Saturday, May 30, 2009

i don't even know anymore

what the hell did i do wrong?

how can a person try so hard and still get no where?

i wish this would all go away

just

i dont know.

why can't i just be me again?

i remember a time when i was so happy

and so carefree and people would come to me for advice

and i would just want to love

nothing more than to love

i need to fix this now

it's gotten so out of control

so so out of control...

lately the crying has been so bad. :\

i cant take it anymore...

it's like.. pain stronger than i've ever felt...

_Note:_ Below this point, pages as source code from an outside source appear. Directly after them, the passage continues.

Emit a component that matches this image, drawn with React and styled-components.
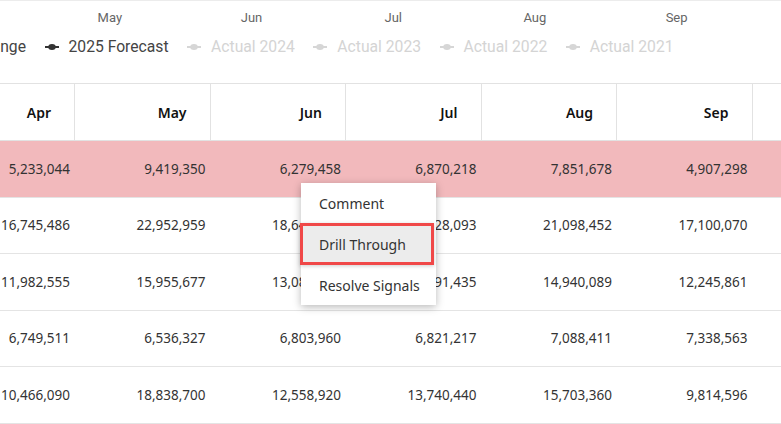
import React from 'react'
import styled, { createGlobalStyle } from 'styled-components'

const GlobalStyle = createGlobalStyle`
  html, body {
    margin: 0;
    padding: 0;
    background: #fff;
    overflow: hidden;
  }
  * { box-sizing: border-box; }
`

const months = ['Apr', 'May', 'Jun', 'Jul', 'Aug', 'Sep', 'Oct']

const rows = [
  { alert: true, values: ['5,233,044', '9,419,350', '6,279,458', '6,870,218', '7,851,678', '4,907,298', '5,118,402'] },
  { values: ['16,745,486', '22,952,959', '18,647,210', '19,328,093', '21,098,452', '17,100,070', '16,220,514'] },
  { values: ['11,982,555', '15,955,677', '13,086,412', '13,891,435', '14,940,089', '12,245,861', '11,804,337'] },
  { values: ['6,749,511', '6,536,327', '6,803,960', '6,821,217', '7,088,411', '7,338,563', '7,012,908'] },
  { values: ['10,466,090', '18,838,700', '12,558,920', '13,740,440', '15,703,360', '9,814,596', '10,902,118'] },
]

const legend = [
  { label: 'Range', active: true },
  { label: '2025 Forecast', active: true },
  { label: 'Actual 2024' },
  { label: 'Actual 2023' },
  { label: 'Actual 2022' },
  { label: 'Actual 2021' },
]

function LegendMarker({ color }) {
  return (
    <svg width="14" height="10" viewBox="0 0 14 10">
      <line x1="0" y1="5" x2="14" y2="5" stroke={color} strokeWidth="2" />
      <ellipse cx="7" cy="5" rx="3.8" ry="3" fill={color} />
    </svg>
  )
}

function App() {
  return (
    <Page>
      <GlobalStyle />
      <ChartArea>
        <AxisRow>
          {months.slice(1, 6).map((m) => (
            <AxisLabel key={m}>{m}</AxisLabel>
          ))}
        </AxisRow>
        <LegendRow>
          {legend.map((l) => (
            <LegendItem key={l.label} $active={l.active}>
              <LegendMarker color={l.active ? '#333' : '#d6d6d6'} />
              <span>{l.label}</span>
            </LegendItem>
          ))}
        </LegendRow>
      </ChartArea>

      <Grid>
        {months.map((m) => (
          <HeaderCell key={m}>{m === 'Oct' ? '' : m}</HeaderCell>
        ))}
        {rows.map((r, i) =>
          r.values.map((v, j) => (
            <Cell key={i + '-' + j} $alert={r.alert}>{j === 6 ? '' : v}</Cell>
          ))
        )}
      </Grid>

      <Menu>
        <MenuItem>Comment</MenuItem>
        <MenuItem $selected>Drill Through</MenuItem>
        <MenuItem>Resolve Signals</MenuItem>
      </Menu>
    </Page>
  )
}

export default App

const Page = styled.div`
    position: relative;
    width: 781px;
    height: 424px;
    overflow: hidden;
    background: #fff;
`

const ChartArea = styled.div`
    height: 83px;
    border-top: 1px solid #ececec;
    font-family: Roboto, "Liberation Sans", sans-serif;
`

const AxisRow = styled.div`
    display: flex;
    padding-left: 39px;
    padding-top: 8px;
    height: 21px;
`

const AxisLabel = styled.div`
    width: 141.7px;
    text-align: center;
    font-size: 13px;
    line-height: 18px;
    color: #666;
`

const LegendRow = styled.div`
    display: flex;
    align-items: center;
    gap: 18.5px;
    margin-left: -42px;
    margin-top: 14px;
    white-space: nowrap;
`

const LegendItem = styled.div`
    display: flex;
    align-items: center;
    gap: 10px;
    font-size: 15.7px;
    line-height: 22px;
    color: ${(p) => (p.$active ? '#444' : '#d4d4d4')};

    svg {
        flex: none;
    }
`

const Grid = styled.div`
    display: grid;
    grid-template-columns: repeat(7, 135.5px);
    grid-auto-rows: 56.5px;
    grid-template-rows: 57px;
    margin-left: -60.5px;
    border-top: 1px solid #e2e2e2;
    font-family: "Noto Sans", "Open Sans", sans-serif;
`

const HeaderCell = styled.div`
    display: flex;
    align-items: center;
    justify-content: flex-end;
    padding-right: 23px;
    border-right: 1px solid #e2e2e2;
    border-bottom: 1px solid #e2e2e2;
    font-size: 14px;
    font-weight: 600;
    color: #111;
`

const Cell = styled.div`
    display: flex;
    align-items: center;
    justify-content: flex-end;
    padding-right: 5px;
    border-bottom: 1px solid #e4e4e4;
    font-size: 13.5px;
    color: #333;
    background: ${(p) => (p.$alert ? '#f2b9bc' : '#fff')};
`

const Menu = styled.div`
    position: absolute;
    left: 301px;
    top: 183px;
    width: 135px;
    background: #fff;
    box-shadow: 0 2px 8px rgba(0, 0, 0, 0.28);
    font-family: "Noto Sans", "Open Sans", sans-serif;
`

const MenuItem = styled.div`
    height: ${(p) => (p.$selected ? '42px' : '40px')};
    display: flex;
    align-items: center;
    padding-left: ${(p) => (p.$selected ? '16px' : '18px')};
    margin-left: ${(p) => (p.$selected ? '-1px' : '0')};
    margin-right: ${(p) => (p.$selected ? '2px' : '0')};
    font-size: 14px;
    color: #333;
    background: ${(p) => (p.$selected ? '#ececec' : 'transparent')};
    border: ${(p) => (p.$selected ? '3px solid #f04848' : 'none')};
    box-shadow: ${(p) => (p.$selected ? '0 1px 4px rgba(0,0,0,0.2)' : 'none')};
`
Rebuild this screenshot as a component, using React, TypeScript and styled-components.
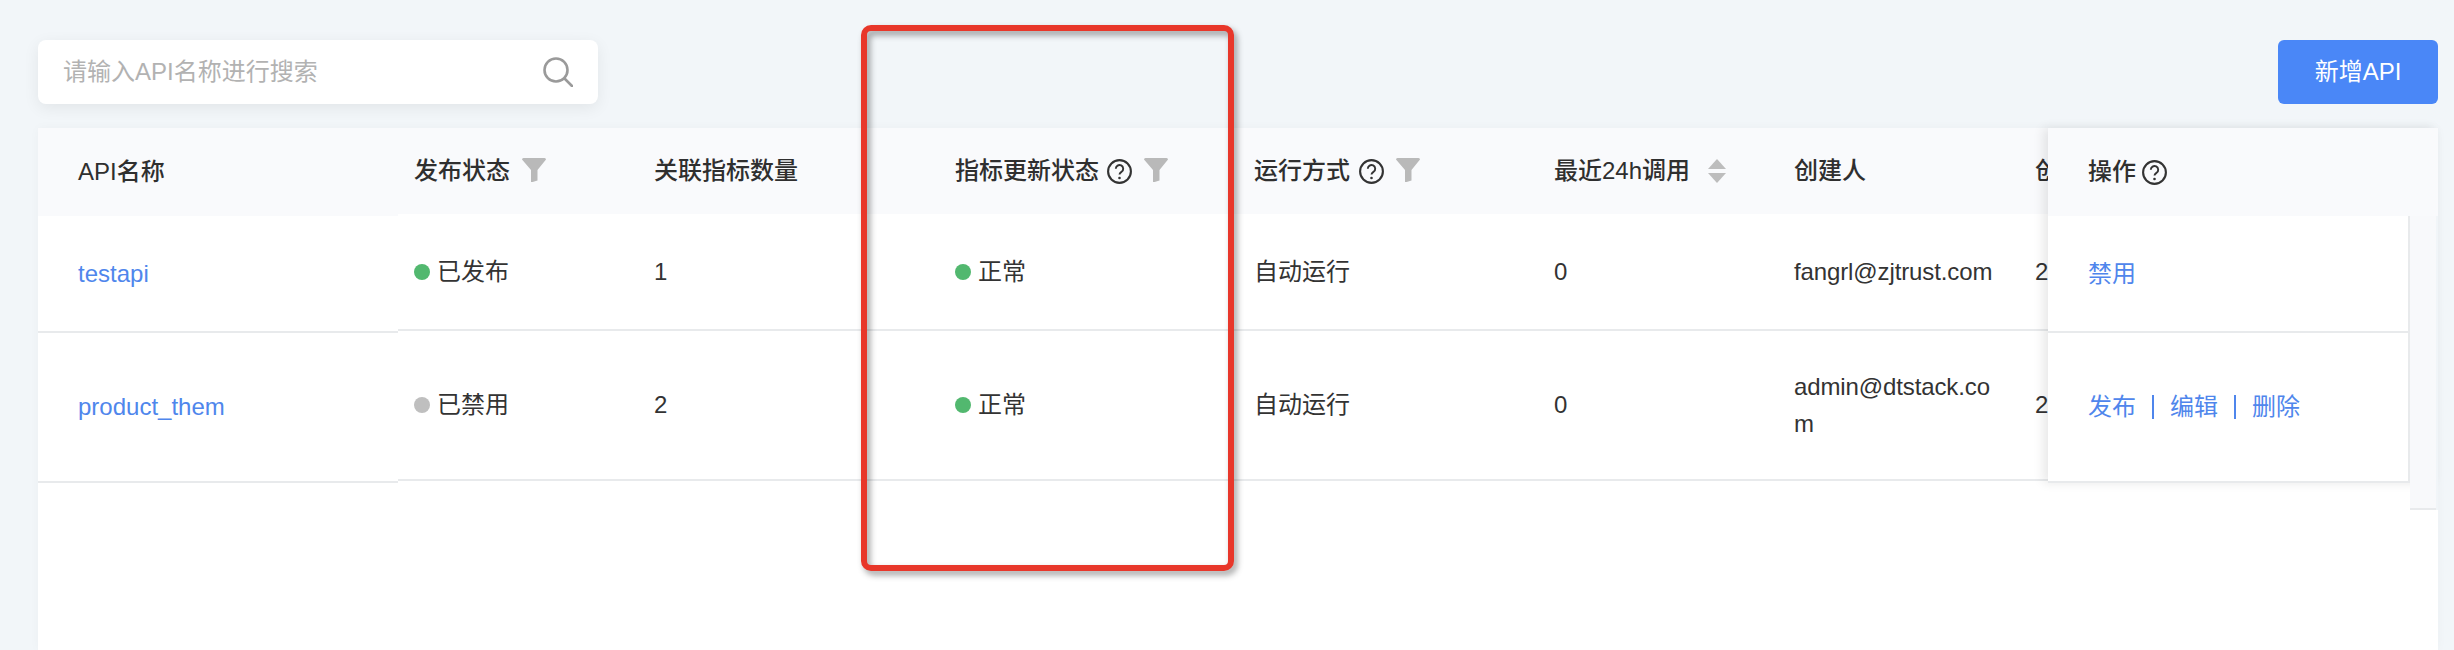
import React from "react";
import styled, { createGlobalStyle } from "styled-components";

const GlobalStyle = createGlobalStyle`
  html, body {
    margin: 0;
    height: 100%;
    overflow: hidden;
    background: #f2f6f9;
  }
  #root {
    height: 100%;
  }
  * {
    box-sizing: border-box;
  }
`;

const LINE = "#e8eaec";
const LINK = "#4f86ec";

const Page = styled.div`
  position: relative;
  display: flex;
  flex-direction: column;
  height: 100%;
  padding: 40px 16px 0 38px;
  font-family: "Liberation Sans", "Noto Sans CJK SC", sans-serif;
  font-size: 24px;
  line-height: 36px;
  color: #333;
`;

const Toolbar = styled.div`
  display: flex;
  justify-content: space-between;
  height: 64px;
  margin-bottom: 24px;
`;

const SearchBox = styled.div`
  display: flex;
  align-items: center;
  width: 560px;
  padding: 0 25px;
  background: #fff;
  border-radius: 8px;
  box-shadow: 0 4px 16px rgba(0, 0, 0, 0.07);
`;

const SearchInput = styled.input`
  flex: 1;
  min-width: 0;
  padding: 0;
  border: none;
  outline: none;
  background: transparent;
  font: inherit;
  color: #333;

  &::placeholder {
    color: #b2b2b2;
    opacity: 1;
  }
`;

const AddButton = styled.button`
  width: 160px;
  border: none;
  border-radius: 6px;
  background: #4a87f7;
  color: #fff;
  font: inherit;
`;

const Card = styled.div`
  flex: 1;
  display: flex;
  min-height: 0;
  background: #fff;
  box-shadow: 0 0 10px rgba(0, 0, 0, 0.03);
`;

const FixedLeft = styled.div`
  flex: 0 0 360px;
`;

const Scroller = styled.div`
  flex: 1;
  min-width: 0;
  overflow: hidden;
`;

const FixedRight = styled.div`
  flex: 0 0 390px;
  height: 355px;
  background: #fff;
  box-shadow: -5px 0 10px rgba(0, 0, 0, 0.09);
`;

const HeadRow = styled.div<{ $height: number; $columns?: string }>`
  display: ${(p) => (p.$columns ? "grid" : "flex")};
  grid-template-columns: ${(p) => p.$columns || "none"};
  height: ${(p) => p.$height}px;
  background: #f9fafc;
`;

const BodyRow = styled.div<{ $height: number; $columns?: string }>`
  display: ${(p) => (p.$columns ? "grid" : "flex")};
  grid-template-columns: ${(p) => p.$columns || "none"};
  height: ${(p) => p.$height}px;
  border-bottom: 2px solid ${LINE};
`;

const Cell = styled.div<{ $inset?: number }>`
  display: flex;
  align-items: center;
  min-width: 0;
  padding: 0 16px 0 ${(p) => p.$inset || 16}px;
  white-space: nowrap;
`;

const WrapText = styled.span`
  white-space: normal;
  word-break: break-all;
  letter-spacing: -0.12px;
  line-height: 37px;
`;

const HeadLabel = styled.span`
  font-weight: 500;
  color: #2f2f2f;
`;

const HelpWrap = styled.span<{ $gap: number }>`
  display: inline-flex;
  margin-left: ${(p) => p.$gap}px;
`;

const FunnelWrap = styled.span<{ $gap: number }>`
  display: inline-flex;
  margin: -2px 0 0 ${(p) => p.$gap}px;
`;

const SortWrap = styled.span`
  display: inline-flex;
  margin-left: 18px;
`;

const Link = styled.a`
  color: ${LINK};
`;

const Dot = styled.i<{ $color: string }>`
  flex: none;
  width: 16px;
  height: 16px;
  margin-right: 7px;
  border-radius: 50%;
  background: ${(p) => p.$color};
`;

const ActionBar = styled.span`
  flex: none;
  width: 2px;
  height: 24px;
  margin: 0 16px;
  background: ${LINK};
`;

const RightBody = styled.div`
  display: flex;
  align-items: flex-start;
`;

const RightRows = styled.div`
  flex: 0 0 362px;
`;

const RightRow = styled(BodyRow)`
  border-right: 2px solid ${LINE};
`;

const ScrollStrip = styled.div`
  flex: 0 0 26px;
  height: 294px;
  background: #f8f9fb;
  border-bottom: 2px solid ${LINE};
  box-shadow: 2px 0 0 #f1f5f8;
`;

const Highlight = styled.div`
  position: absolute;
  left: 861px;
  top: 25px;
  width: 373px;
  height: 546px;
  border: 6px solid #e8372a;
  border-radius: 10px;
  filter: drop-shadow(3px 4px 3px rgba(0, 0, 0, 0.38));
  pointer-events: none;
`;

const Funnel = () => (
  <svg width="24" height="24" viewBox="0 0 24 24">
    <path d="M1.5 0H22.5Q24 0 24 1.5L15.5 12V22.5L9 24.5V12L0 1.5Q0 0 1.5 0Z" fill="#b9b9b9" />
  </svg>
);

const Help = () => (
  <svg width="25" height="25" viewBox="0 0 25 25" fill="none" stroke="#333">
    <circle cx="12.5" cy="12.5" r="11.4" strokeWidth="2.1" />
    <path d="M8.8 9.8a3.7 3.7 0 1 1 5.8 3c-1.3.9-2.1 1.4-2.1 2.8" strokeWidth="1.9" />
    <circle cx="12.5" cy="19" r="1.3" fill="#333" stroke="none" />
  </svg>
);

const Sort = () => (
  <svg width="18" height="24" viewBox="0 0 18 24">
    <path d="M9 0L18 10H0Z" fill="#bdbdbd" />
    <path d="M0 14H18L9 24Z" fill="#bdbdbd" />
  </svg>
);

const SearchIcon = () => (
  <svg width="30" height="30" viewBox="0 0 30 30" fill="none" stroke="#9a9a9a" strokeWidth="2.6">
    <circle cx="13" cy="13" r="11.5" />
    <path d="M21.5 21.5L29 29" strokeLinecap="round" />
  </svg>
);

const COLUMNS = "240px 301px 299px 300px 240px 241px 300px";

const rows = [
  {
    name: "testapi",
    left: 117,
    main: 117,
    status: "已发布",
    statusColor: "#52b86f",
    count: "1",
    creator: "fangrl@zjtrust.com",
    date: "2021-03-01",
    actions: ["禁用"],
  },
  {
    name: "product_them",
    left: 150,
    main: 150,
    status: "已禁用",
    statusColor: "#bfbfbf",
    count: "2",
    creator: "admin@dtstack.com",
    date: "2021-03-01",
    actions: ["发布", "编辑", "删除"],
  },
];

export default function App() {
  return (
    <Page>
      <GlobalStyle />
      <Toolbar>
        <SearchBox>
          <SearchInput placeholder="请输入API名称进行搜索" />
          <SearchIcon />
        </SearchBox>
        <AddButton>新增API</AddButton>
      </Toolbar>

      <Card>
        <FixedLeft>
          <HeadRow $height={88}>
            <Cell $inset={40}>
              <HeadLabel>API名称</HeadLabel>
            </Cell>
          </HeadRow>
          {rows.map((row) => (
            <BodyRow key={row.name} $height={row.left}>
              <Cell $inset={40}>
                <Link>{row.name}</Link>
              </Cell>
            </BodyRow>
          ))}
        </FixedLeft>

        <Scroller>
          <HeadRow $height={86} $columns={COLUMNS}>
            <Cell>
              <HeadLabel>发布状态</HeadLabel>
              <FunnelWrap $gap={12}>
                <Funnel />
              </FunnelWrap>
            </Cell>
            <Cell>
              <HeadLabel>关联指标数量</HeadLabel>
            </Cell>
            <Cell>
              <HeadLabel>指标更新状态</HeadLabel>
              <HelpWrap $gap={8}>
                <Help />
              </HelpWrap>
              <FunnelWrap $gap={12}>
                <Funnel />
              </FunnelWrap>
            </Cell>
            <Cell>
              <HeadLabel>运行方式</HeadLabel>
              <HelpWrap $gap={9}>
                <Help />
              </HelpWrap>
              <FunnelWrap $gap={12}>
                <Funnel />
              </FunnelWrap>
            </Cell>
            <Cell>
              <HeadLabel>最近24h调用</HeadLabel>
              <SortWrap>
                <Sort />
              </SortWrap>
            </Cell>
            <Cell>
              <HeadLabel>创建人</HeadLabel>
            </Cell>
            <Cell>
              <HeadLabel>创建时间</HeadLabel>
            </Cell>
          </HeadRow>
          {rows.map((row) => (
            <BodyRow key={row.name} $height={row.main} $columns={COLUMNS}>
              <Cell>
                <Dot $color={row.statusColor} />
                {row.status}
              </Cell>
              <Cell>{row.count}</Cell>
              <Cell>
                <Dot $color="#52b86f" />
                正常
              </Cell>
              <Cell>自动运行</Cell>
              <Cell>0</Cell>
              <Cell>
                <WrapText>{row.creator}</WrapText>
              </Cell>
              <Cell>{row.date}</Cell>
            </BodyRow>
          ))}
        </Scroller>

        <FixedRight>
          <HeadRow $height={88}>
            <Cell $inset={40}>
              <HeadLabel>操作</HeadLabel>
              <HelpWrap $gap={6}>
                <Help />
              </HelpWrap>
            </Cell>
          </HeadRow>
          <RightBody>
            <RightRows>
              {rows.map((row) => (
                <RightRow key={row.name} $height={row.left}>
                  <Cell $inset={40}>
                    {row.actions.map((action, i) => (
                      <React.Fragment key={action}>
                        {i > 0 && <ActionBar />}
                        <Link>{action}</Link>
                      </React.Fragment>
                    ))}
                  </Cell>
                </RightRow>
              ))}
            </RightRows>
            <ScrollStrip />
          </RightBody>
        </FixedRight>
      </Card>

      <Highlight />
    </Page>
  );
}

the way i'm acting, i'm going to lose everyone.

i know it.

if i mistreat everyone, they will leave me.

itsj ust like i was told:

if i expect everyone to always be there for me

to always try to cheer me up

then no one is going to want to

everyone will just leave eventually....

but i feel pretty damn alone already.

alone in my thoughts

alone in this pain...

you know?

there used to be a time

i could trust you would never leave me

never just let me fall flat on my face like that

yeah... i don't think that way anymore.

i'm aware of my faults, so why can't i fix them?

why can't i just fucking fix them...

why do i always think about it...

then nothing happens??

what am i doing??

well i cant control that at this very moment.

i guess i can start over, right?

i can always start over.

who says i can't?

the same people who say it'll be so hard for me to.

but i don't care.

i don't want to live my whole life just "accepting" that i'm this or that.

if i don't like it, i will change it.

starting where?

how?

when will i see an oppurtunty to?

i just hope it's not too late...

i just hope i haven't done enough damage.



you know.. my mind's just been so jumbled lately.

i'm like:

well maybe this isn't all my fault. why am i blaming myself for everything?

then i'm like:

of course i'd say that. i don't want it to be my fault, naturally. bianca, stop being a victim and start doing something.

so i dont know what to think...

which voice is right...?

am i a victim?

i don't feel like one... not really.

yeah sometimes i feel wrongly blamed..

but mostly i put the blame on myself.

that's probably not so good either.

but if there's no one to blame,

where does the blame go?

honestly...

sometimes i wonder where stuff you can't see goes.

like time.

time goes on, time goes fast.

but goes... where?

behind us? beside us? imprinted in our minds?

where do emotions go?

do they remain in our heart?

or do the leave us entirely?

what am i saying..

this isn't the point!!



but wow.

if i can't make you happy, who can i make happy?

you know, that's all i really ever wanted.

was to make someone happy.

to make their life change in good ways.

to be there for them always, no amtter what.

am i doing a good job of that?

because sometimes you don't seem so happy with me.

how you could be happy with me baffles me.

so i don't know.

i'm not happy with myself... haha.

i'm not happy at all right now.

right now i feel like i'm choking

i just want to lie in bed

listen to music

sit there

fall asleep

and wake up and everything is better

everything is the same:

you love me, i love you.

you won't leave me

i'm good to you.

i'm not good to you now.

it's like i'm not happy until someone is sad.

wow. that's not love.

thats selfish.

i'm selfish.

you hear that?

i'm a selfish bitch.

who isn't capable of loving anyone.

wow... i sure hope i'm just lying to myself.

but i'm not so sure.

love and happiness.

the most difficult emotions for me to actually feel.